A Psalm of ___________
Psalm 23 gives us some incredible insights into one of the most enigmatic, and at the same time, godly servants to be found in our Bibles. David was the youngest son in his family. When the prophet and judge, Samuel, came looking for God’s chosen king, David was not even presented to God’s servant as a possible candidate. He had to be called in from the fields where he was tending sheep.
But David, in spite of his many weaknesses and warts, went on to become Israel’s greatest king. He was a fearless and ruthless warrior. As a boy, he slew the Philistine giant, Goliath, with a sling and a stone. His dowry to claim Michel, King Saul’s daughter, was the foreskins of a hundred Philistines.

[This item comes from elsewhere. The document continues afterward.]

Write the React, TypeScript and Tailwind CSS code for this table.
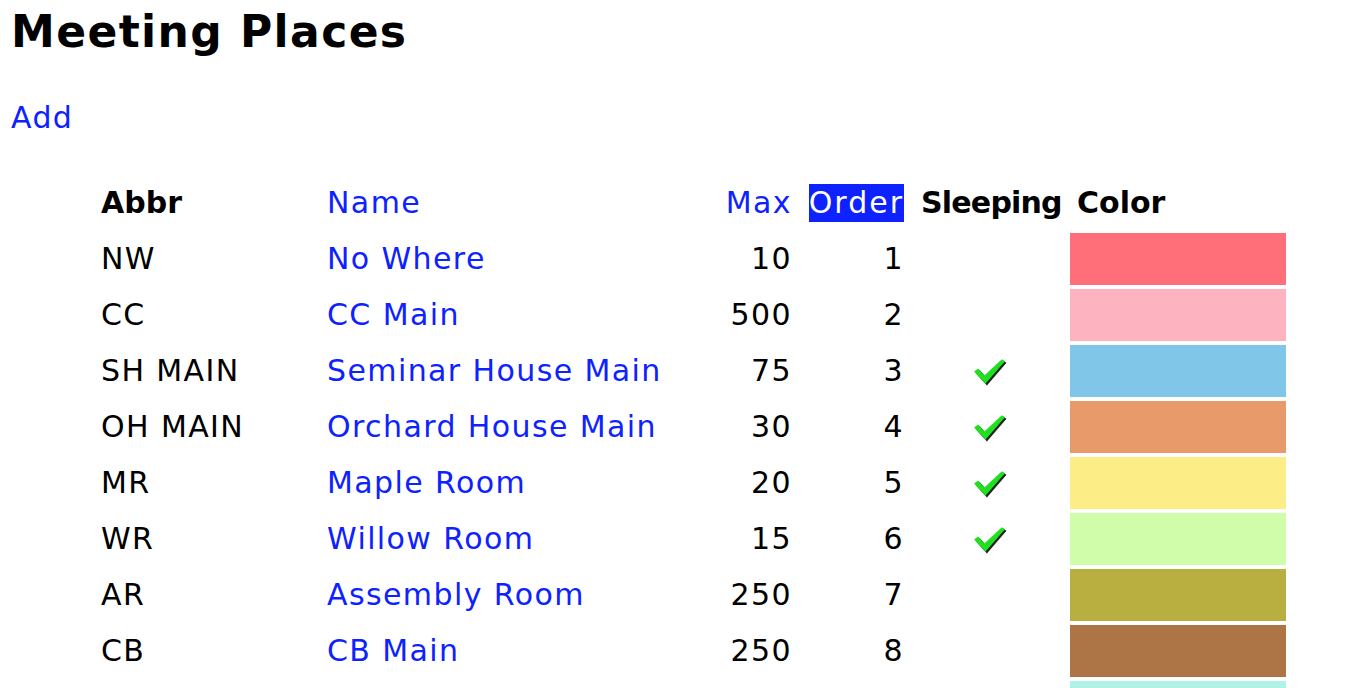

For twelve years, David hid from murderous King Saul, refusing to slay the man who sought his life even when given the opportunity to do so.
He had a lust problem, to be sure. He sent another man into battle to die so he could marry his wife, whom David had impregnated through an adulterous affair.
He wasn’t the best father either. His sons had some major issues. Amnon raped his half-sister, Tamar. Absalom killed his brother for this unseemly and wicked behavior. He had planned to kill his father as well, but David declined the invitation to his son’s feast where the murder took place. Of course, it was Absalom who led an open rebellion against his father and was killed in the process.
I’m just scraping the surface here, but I think most of us would agree, David was not what most of us imagine when we think of godly servants of our Lord. And yet, God called David a man after His own heart.
I believe David wrote Psalm 23 late in life. It reflects the thought of Psalm 37:25, where he says, “I was young and now I am old, yet I have never seen the righteous forsaken.”
If we understand righteousness in terms of Proverbs 24:16, which tells us that the righteous person falls seven times (the number of completion in scripture — over and over again), but gets back up, then we get a pretty good picture of the kind of follower of God David was. We also get a pretty good picture of the kinds of followers most of us are!
Psalm 23 is the reflection of a man who has spent a lifetime seeking to follow his God.
It tells us a lot about his relationship with God, a lot about the wisdom gained from a lifetime of experiences, good, bad, and ugly. And through all these experiences, David acknowledges that God has been to him like a shepherd.
In I Peter 2:25, we read these words — “For you were like ‘sheep going astray,’ but now you have returned to the Shepherd and Overseer of your souls.” The Greek word for “soul” gives us our English word psyche, which ultimately refers to our emotional makeup.
Souls need green pastures and still waters. Souls need comforting in the valleys of the shadow of death.
This is what makes Psalm 23 so deeply personal, not just for David but for us as well. The words of this psalm describe the experiences and feelings of others throughout the centuries since they were first written.
But here’s the question I want to leave you with today — does this psalm describe your life? In place of “A Psalm of David,” can you substitute your name? Do the words of this psalm echo in the deepest places of your soul? In spite of the good, bad, and ugly of your life, are you able to say, “The Lord is my shepherd, I shall lack nothing.”?